Trasformare i due centri albanesi in Cpr, cioè centri per i rimpatri. Sarebbe questa l’ipotesi allo studio del governo per tornare a rendere operative Shengjin e Gjader, le due strutture oltre Adriatico, rimaste vuote dopo le ripetute bocciature da parte dei giudici di primo grado e delle Corti d’appello dei trattenimenti dei migranti. Un’ipotesi di cui si sarebbe discusso in una riunione venerdì scorso tra la premier Giorgia Meloni il ministro dell’Interno, Matteo Piantedosi, e il sottosegretario di Palazzo Chigi, Alfredo Mantovano e che potrebbe prendere corpo in un nuovo decreto. Da strutture per ospitare i migranti caricati dai pattugliatori della Marina nelle acque internazionali del Mediterraneo, in attesa delle procedure di frontiera accelerate, Shengjin e Gjader diventerebbero così centri per irregolari già presenti in Italia e su cui pende un decreto di espulsione.

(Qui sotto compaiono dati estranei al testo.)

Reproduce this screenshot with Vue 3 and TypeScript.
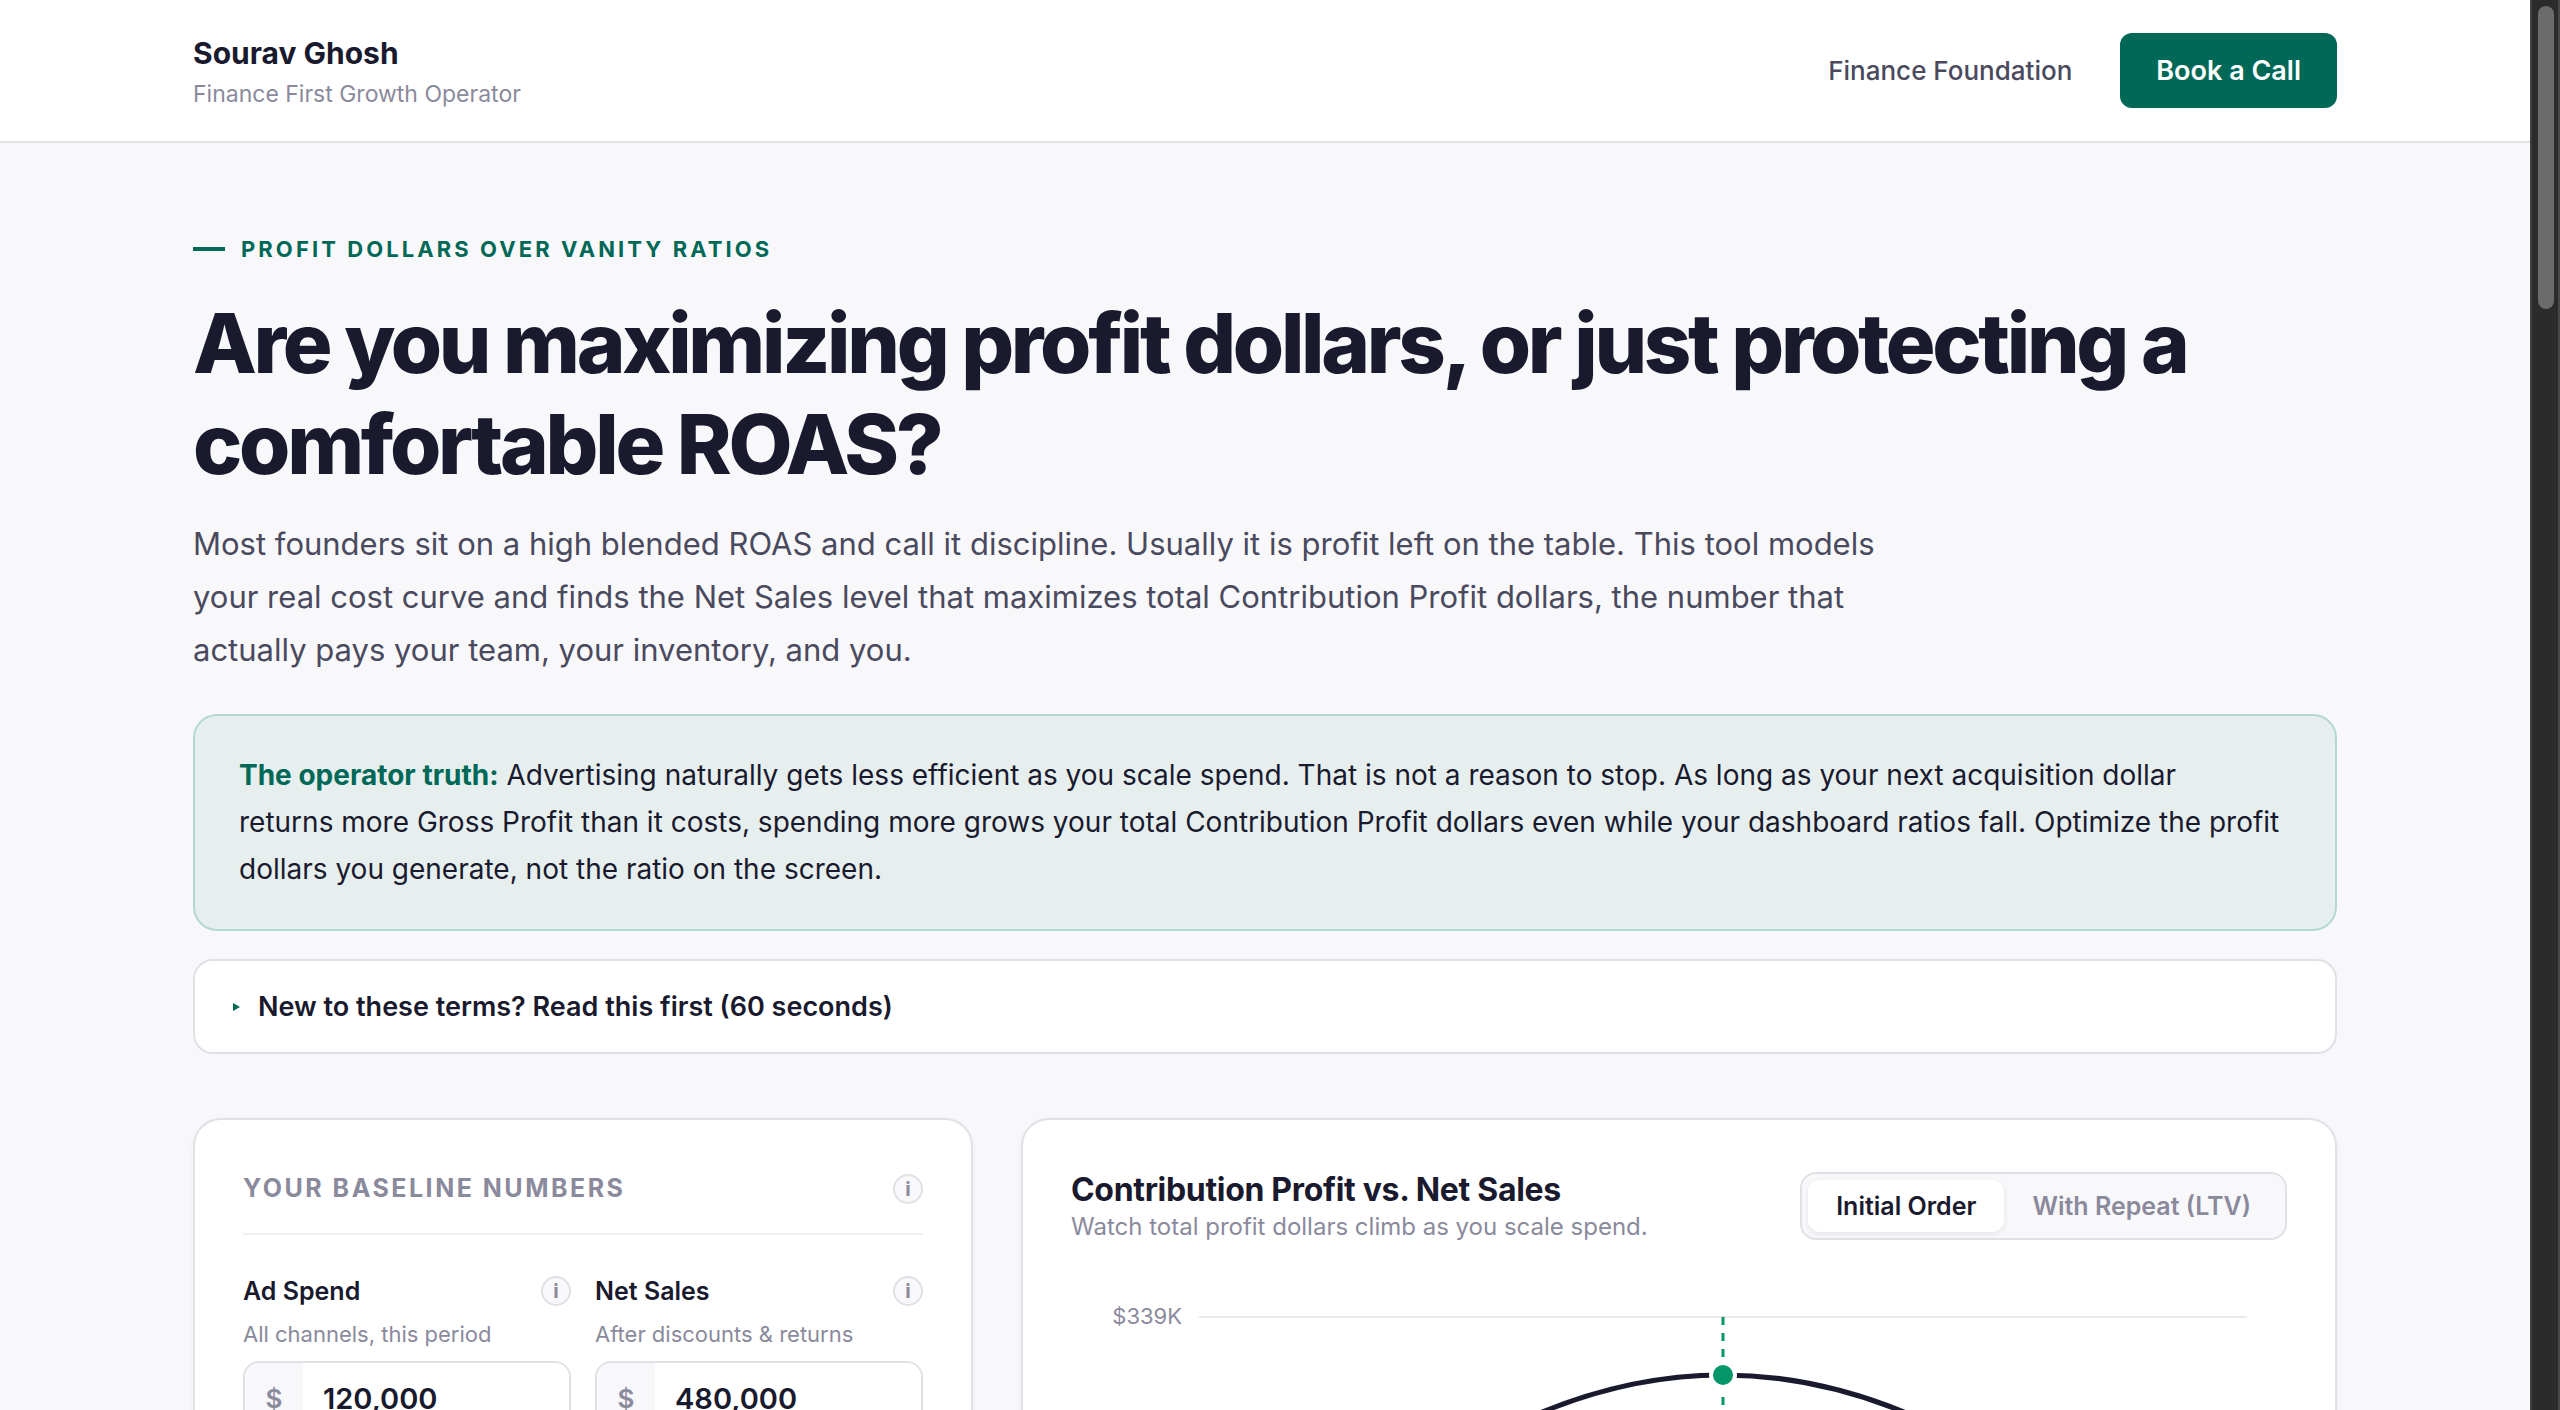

Che questo progetto esiste lo aveva già confermato ieri il ministro per gli Affari europei, Tommaso Foti, (FdI) che nel corso di una intervista aveva ammesso che il governo sta valutando “se intervenire con un nuovo provvedimento prima della sentenza” della Corte di giustizia europea. Proprio la volontà di anticipare ed eventualmente ignorare la prossima sentenza della Corte europea trova freddezza da parte di Forza Italia: “Bisogna aspettare, secondo me, la sentenza della Corte di giustizia della Ue del 25 febbraio e le pronunce della Cassazione rispetto alle impugnative dei provvedimenti dei giudici di merito” ha affermato oggi il viceministro della Giustizia Francesco Paolo Sisto che invita anche a “far stabilizzare l’intervento della giurisprudenza europea e nazionale e poi assumere le conseguenti decisioni”. Ad una domanda diretta su cose pensasse di questa possibilità Matteo Salvini non ha risposto ed ha rinviato all’attuale ministro dell’interno Matteo Piantedosi.
Centri migranti in Albania (Ansa)
I partiti di opposizione non si sono fatti pregare. Davide Faraone, capogruppo di Italia Viva alla Camera pone l’accento sul fatto che i Cpr sul suolo italiano ci sono già e le ragioni per costruire due costosissime strutture in Albania erano di tutt’altra natura: “Ma questi centri non dovevano essere una deterrenza alle partenze? – ha commentato Faraone – Ormai quei centri in Albania vanno riempiti a tutti i costi e fare finta che funzionino. Il metodo Meloni per l’appunto” conclude Faraone. “È evidente il fallimento modello Albania che non esiste, e il fatto che si preveda un ulteriore decreto significa che questo modello non funziona, non può funzionare, a prescindere da quello che decideranno i giudici”. Così Simona Bonafè, deputata del Pd, in un’intervista a Rainews 24.
Trasformare un luogo di detenzione all’estero in un centro per l’espulsione, anziché per l’accertamento dei requisiti per la protezione internazionale, desta molte perplessità giuridiche, non ultima la sottrazione al giudice naturale del migrante che sarebbe di fatto impossibilitato a chiedere la revisione del suo stato. Dando per scontati i ricorsi, si starebbe anche valutando anche la possibilità di togliere la giurisdizione italiana sulle strutture la cui gestione passerebbe da Tirana e non più da Roma, ammesso che sia possibile nei termini del trattato con l’Albania.